Note: The public API includes hb_depend_print() for debugging, which prints the full graph to stdout. For programmatic access, use hb_depend_get_glyph_entry() instead.

Parallel Structure

Each closure method has a corresponding depend method in the same file:

// In SingleSubstFormat1.hh

void closure (hb_closure_context_t *c) const {
  // Closure implementation
}

#ifdef HB_DEPEND_API
bool depend (hb_depend_context_t *c) const {
  // Depend implementation - similar structure, different output
}
#endif

This keeps related code together and makes it easier to maintain consistency.

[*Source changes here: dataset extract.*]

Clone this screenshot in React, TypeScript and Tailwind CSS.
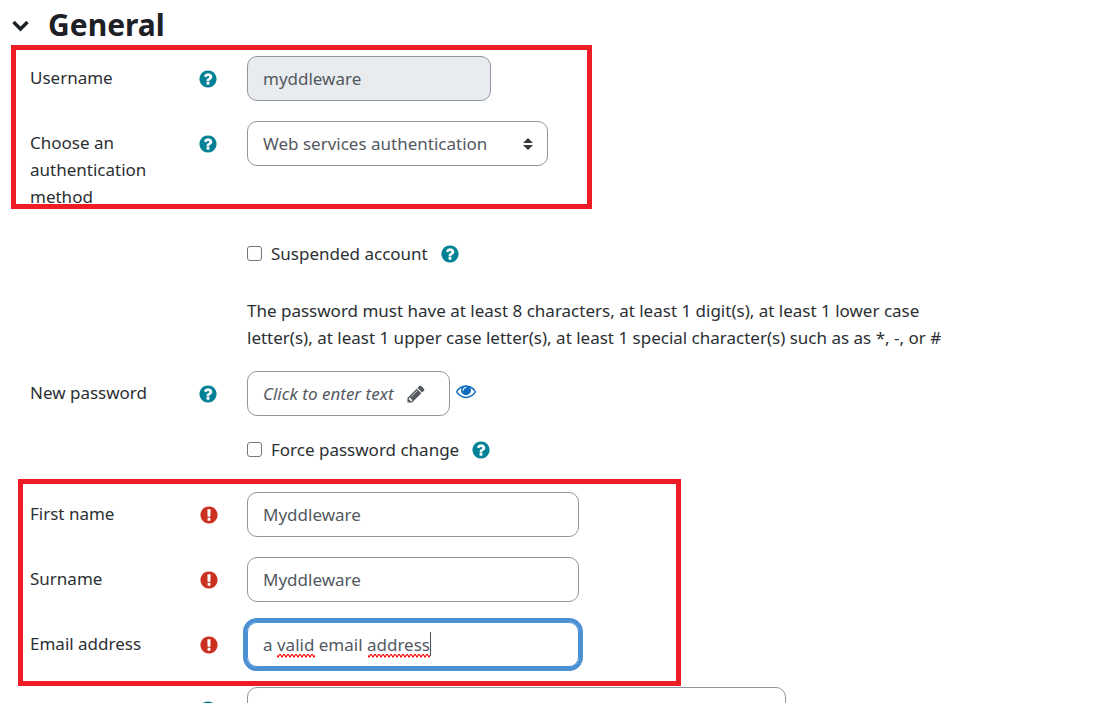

Summary of Key Differences

Aspect	Closure	Depend
Goal	Compute reachable glyphs from a starting set	Extract complete dependency graph
Output	Modified glyph set	Persistent graph with edges
Repeated queries	Must re-walk font each time	O(1) edge lookups in graph
Active glyph filtering	Filters by active glyphs during traversal	Filters by parent_active_glyphs() during extraction
Sequential accumulation	Accumulates outputs for next lookup	Does NOT accumulate (records all edges)
Context filtering	Filters during execution	Records requirements in context_set
Edge flags	N/A	Marks edges for expected over-approximation
Feature tagging	Not tracked	Tracks which features activate edges
Ligature sets	Not tracked	Tracks complete component sets
Deduplication	Not needed	Hash-based to prevent duplicate edges
Memory management	Minimal - no persistent graph	Temporary structures freed after construction
Space complexity	O(1)	O(edges)
Time complexity	O(font_size) per query	O(font_size) once, then O(edges) per query

Future Considerations

The depend API currently focuses on GSUB, glyf, cmap, COLR, and MATH tables. Future extensions could include:

GPOS dependencies: Some GPOS rules reference glyphs (e.g., mark-to-base positioning)
MORX dependencies: Apple Advanced Typography morph tables
Optimization: The graph could be compressed or indexed differently for even faster queries
Incremental updates: Support for modifying the graph as the font changes

The foundation is designed to be extensible - adding support for new tables follows the same pattern established by existing implementations.